Data block:
☆ ☆ ☆

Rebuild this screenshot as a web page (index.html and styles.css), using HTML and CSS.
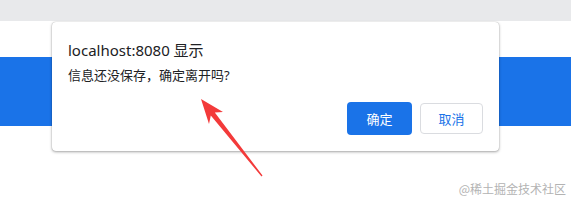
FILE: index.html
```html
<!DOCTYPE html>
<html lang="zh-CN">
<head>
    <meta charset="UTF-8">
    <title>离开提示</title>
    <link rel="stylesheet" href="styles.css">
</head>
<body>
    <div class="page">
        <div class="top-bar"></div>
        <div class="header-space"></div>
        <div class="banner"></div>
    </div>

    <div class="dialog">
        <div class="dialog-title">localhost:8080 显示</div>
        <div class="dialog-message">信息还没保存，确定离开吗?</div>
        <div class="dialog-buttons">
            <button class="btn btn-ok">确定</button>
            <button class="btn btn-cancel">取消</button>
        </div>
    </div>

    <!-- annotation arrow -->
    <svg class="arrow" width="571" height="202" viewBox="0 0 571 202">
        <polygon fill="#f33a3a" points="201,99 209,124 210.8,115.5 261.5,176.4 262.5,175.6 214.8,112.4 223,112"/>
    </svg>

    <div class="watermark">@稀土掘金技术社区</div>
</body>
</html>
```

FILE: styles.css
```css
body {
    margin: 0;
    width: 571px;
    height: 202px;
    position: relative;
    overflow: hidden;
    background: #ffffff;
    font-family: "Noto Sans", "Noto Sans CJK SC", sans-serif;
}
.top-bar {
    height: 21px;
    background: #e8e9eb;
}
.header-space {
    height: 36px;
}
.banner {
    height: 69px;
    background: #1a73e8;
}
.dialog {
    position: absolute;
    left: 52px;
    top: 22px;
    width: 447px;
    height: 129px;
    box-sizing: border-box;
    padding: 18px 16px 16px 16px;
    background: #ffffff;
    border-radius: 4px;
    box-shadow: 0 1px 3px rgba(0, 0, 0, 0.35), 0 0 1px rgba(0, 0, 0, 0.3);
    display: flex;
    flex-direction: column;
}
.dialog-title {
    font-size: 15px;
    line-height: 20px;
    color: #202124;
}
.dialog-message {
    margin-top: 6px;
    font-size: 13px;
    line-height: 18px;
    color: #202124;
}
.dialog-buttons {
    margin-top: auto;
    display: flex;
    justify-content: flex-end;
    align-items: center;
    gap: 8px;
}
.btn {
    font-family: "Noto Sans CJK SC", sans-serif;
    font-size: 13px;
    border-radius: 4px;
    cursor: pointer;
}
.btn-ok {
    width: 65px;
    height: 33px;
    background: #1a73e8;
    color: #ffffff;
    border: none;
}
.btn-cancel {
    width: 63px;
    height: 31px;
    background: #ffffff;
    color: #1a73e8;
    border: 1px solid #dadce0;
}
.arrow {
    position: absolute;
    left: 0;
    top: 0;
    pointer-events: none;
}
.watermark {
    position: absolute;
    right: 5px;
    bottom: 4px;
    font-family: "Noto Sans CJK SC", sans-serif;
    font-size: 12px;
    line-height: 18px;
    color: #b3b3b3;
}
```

☆ ☆ ☆

Description of the task: From the listing, extract all text exactly as given and drop any picture.

Reply:
Rebuild this screenshot as a web page (index.html and styles.css), using HTML and CSS.
FILE: index.html
```html
<!DOCTYPE html>
<html lang="zh-CN">
<head>
    <meta charset="UTF-8">
    <title>离开提示</title>
    <link rel="stylesheet" href="styles.css">
</head>
<body>
    <div class="page">
        <div class="top-bar"></div>
        <div class="header-space"></div>
        <div class="banner"></div>
    </div>

    <div class="dialog">
        <div class="dialog-title">localhost:8080 显示</div>
        <div class="dialog-message">信息还没保存，确定离开吗?</div>
        <div class="dialog-buttons">
            <button class="btn btn-ok">确定</button>
            <button class="btn btn-cancel">取消</button>
        </div>
    </div>

    <!-- annotation arrow -->
    <svg class="arrow" width="571" height="202" viewBox="0 0 571 202">
        <polygon fill="#f33a3a" points="201,99 209,124 210.8,115.5 261.5,176.4 262.5,175.6 214.8,112.4 223,112"/>
    </svg>

    <div class="watermark">@稀土掘金技术社区</div>
</body>
</html>
```

FILE: styles.css
```css
body {
    margin: 0;
    width: 571px;
    height: 202px;
    position: relative;
    overflow: hidden;
    background: #ffffff;
    font-family: "Noto Sans", "Noto Sans CJK SC", sans-serif;
}
.top-bar {
    height: 21px;
    background: #e8e9eb;
}
.header-space {
    height: 36px;
}
.banner {
    height: 69px;
    background: #1a73e8;
}
.dialog {
    position: absolute;
    left: 52px;
    top: 22px;
    width: 447px;
    height: 129px;
    box-sizing: border-box;
    padding: 18px 16px 16px 16px;
    background: #ffffff;
    border-radius: 4px;
    box-shadow: 0 1px 3px rgba(0, 0, 0, 0.35), 0 0 1px rgba(0, 0, 0, 0.3);
    display: flex;
    flex-direction: column;
}
.dialog-title {
    font-size: 15px;
    line-height: 20px;
    color: #202124;
}
.dialog-message {
    margin-top: 6px;
    font-size: 13px;
    line-height: 18px;
    color: #202124;
}
.dialog-buttons {
    margin-top: auto;
    display: flex;
    justify-content: flex-end;
    align-items: center;
    gap: 8px;
}
.btn {
    font-family: "Noto Sans CJK SC", sans-serif;
    font-size: 13px;
    border-radius: 4px;
    cursor: pointer;
}
.btn-ok {
    width: 65px;
    height: 33px;
    background: #1a73e8;
    color: #ffffff;
    border: none;
}
.btn-cancel {
    width: 63px;
    height: 31px;
    background: #ffffff;
    color: #1a73e8;
    border: 1px solid #dadce0;
}
.arrow {
    position: absolute;
    left: 0;
    top: 0;
    pointer-events: none;
}
.watermark {
    position: absolute;
    right: 5px;
    bottom: 4px;
    font-family: "Noto Sans CJK SC", sans-serif;
    font-size: 12px;
    line-height: 18px;
    color: #b3b3b3;
}
```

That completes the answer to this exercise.